On 11 August 1916 Jack sent his parents a very brief Battlefield Postcard – all there was time to write – and promised ‘Letter follows’. But it never did. Jack was killed in action the following day in an action that was part of the Battle of the Somme. He was buried on the battlefield but his body was not recovered for proper burial until 1920. His death was illustrated by the bleak sparseness of James MacMillan’s shattering song, ‘The Children’. After that, Ellicott and Lepper found the perfect way to round off this sequence by performing John Ireland’s wistful setting of words by another casualty of the War: Rupert Brooke’s ‘Spring Sorrow’.
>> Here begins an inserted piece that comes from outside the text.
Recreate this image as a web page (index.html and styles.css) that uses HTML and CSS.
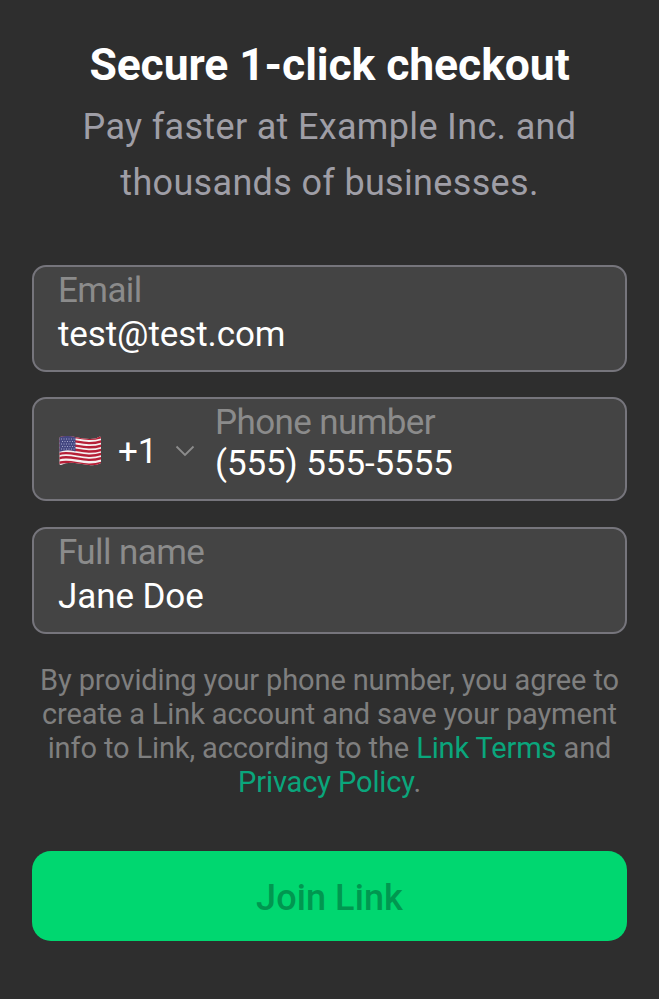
FILE: index.html
```html
<!DOCTYPE html>
<html lang="en">
<head>
<meta charset="utf-8">
<title>Join Link</title>
<link rel="stylesheet" href="styles.css">
</head>
<body>
<main class="sheet">
  <h1 class="title"><span>Secure 1-click checkout</span></h1>
  <p class="subtitle"><span>Pay faster at Example Inc. and</span><br><span>thousands of businesses.</span></p>
  <form class="form">
    <div class="field email"><span class="label">Email</span><span class="value">test@test.com</span></div>
    <div class="field phone">
      <svg class="flag" viewBox="0 0 44 36">
        <defs><clipPath id="wave"><path d="M2 4Q9 2 17 4T32 6Q38 6 42 3.500Q43 4 43 5V30Q38 33 31 32T17 30Q9 29 3 32Q1.500 32 1.500 31V5Z"/></clipPath></defs>
        <g clip-path="url(#wave)">
          <rect width="44" height="36" fill="#f4f0f0"/>
          <g fill="none" stroke="#b51f37" stroke-width="2.4">
            <path d="M0 4.500C13-.5 26 10 44 4M0 8.700C13 3.700 26 14.200 44 8.200M0 12.900C13 7.900 26 18.400 44 12.400M0 17.100C13 12.100 26 22.600 44 16.600M0 21.300C13 16.300 26 26.800 44 20.800M0 25.500C13 20.500 26 31 44 25M0 30.200C13 25.200 26 35.700 44 29.700"/>
          </g>
          <path d="M1 4Q9 1 17.500 4V18.500Q9 16 1 19Z" fill="#444781"/>
          <path d="M3 6h14M4 8.500h13M3 11h14M4 13.500h13M3 16h14" stroke="#a5a7cc" stroke-width="1" stroke-dasharray="1 1.500"/>
        </g>
      </svg>
      <span class="code">+1</span>
      <svg class="chevron" viewBox="0 0 20 12"><path d="M1.500 1.500l8.500 8.500 8.500-8.500"/></svg>
      <div class="number"><span class="label">Phone number</span><span class="value">(555) 555-5555</span></div>
    </div>
    <div class="field name"><span class="label">Full name</span><span class="value">Jane Doe</span></div>
  </form>
  <p class="terms"><span>By providing your phone number, you agree to</span><br><span>create a Link account and save your payment</span><br><span>info to Link, according to the <a>Link Terms</a> and</span><br><span><a>Privacy Policy</a>.</span></p>
  <button class="join" type="button">Join Link</button>
</main>
</body>
</html>
```
FILE: styles.css
```css
* { box-sizing: border-box; }
body { margin: 0; background: #2e2e2e; color: #fff; font-family: Roboto, sans-serif; }
.sheet { height: 999px; padding: 38px 32px 0; display: flex; flex-direction: column; text-align: center; }
.title { margin: 0; font-size: 44.5px; line-height: 54px; font-weight: 700; letter-spacing: -.1px; white-space: nowrap; }
.subtitle { margin: 7px 0 0; font-size: 36px; line-height: 56px; letter-spacing: .33px; color: #9f9ea6; white-space: nowrap; }
.form { margin-top: 54px; display: flex; flex-direction: column; gap: 26px; text-align: left; }
.field { height: 107px; padding: 3px 24px; border: 2px solid #76757c; border-radius: 14px; background: #444; font-size: 35px; white-space: nowrap; }
.label, .value { display: block; line-height: 42px; }
.label { color: #8b8b8b; letter-spacing: -.6px; }
.value { margin-top: 2px; letter-spacing: -.1px; }
.phone { height: 104px; margin-top: -1px; display: flex; align-items: center; }
.phone .value { margin-top: -1px; }
.flag { width: 44px; height: 36px; margin-top: 3px; }
.code { margin: 4px 0 0 16px; width: 39px; }
.chevron { width: 20px; height: 12px; margin: 3px 21px 0 18px; fill: none; stroke: #8c8c8c; stroke-width: 1.8; }
.number { margin: -11px 0 0 -1px; }
.terms { margin: 29px 0 0; font-size: 29px; line-height: 34.1px; letter-spacing: -.12px; color: #7f7f7f; white-space: nowrap; }
.terms a { color: #0aa67c; }
.join { margin-top: 52px; height: 90px; padding: 3px 0 0; border: 0; border-radius: 19px; background: #00d770; color: #009750; font: 500 36px Roboto, sans-serif; letter-spacing: .1px; }
```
3604 Rifleman Ellicott J was one of countless young men whose lives were cruelly cut short by the carnage of the First World War. However, unlike others who fell, he has been commemorated with dignity, affection and pride in this wonderfully evocative sequence of words and music. I was greatly moved when I first experienced From your ever-loving son, Jack and I was very glad to have this second chance to hear it. A life-sized photograph of Jack was placed onstage during the sequence and at the end, as they took their bow, I thought it was very fitting that Joshua Ellicott and Simon Lepper turned towards Jack’s portrait and applauded him and his memory. He deserved nothing less.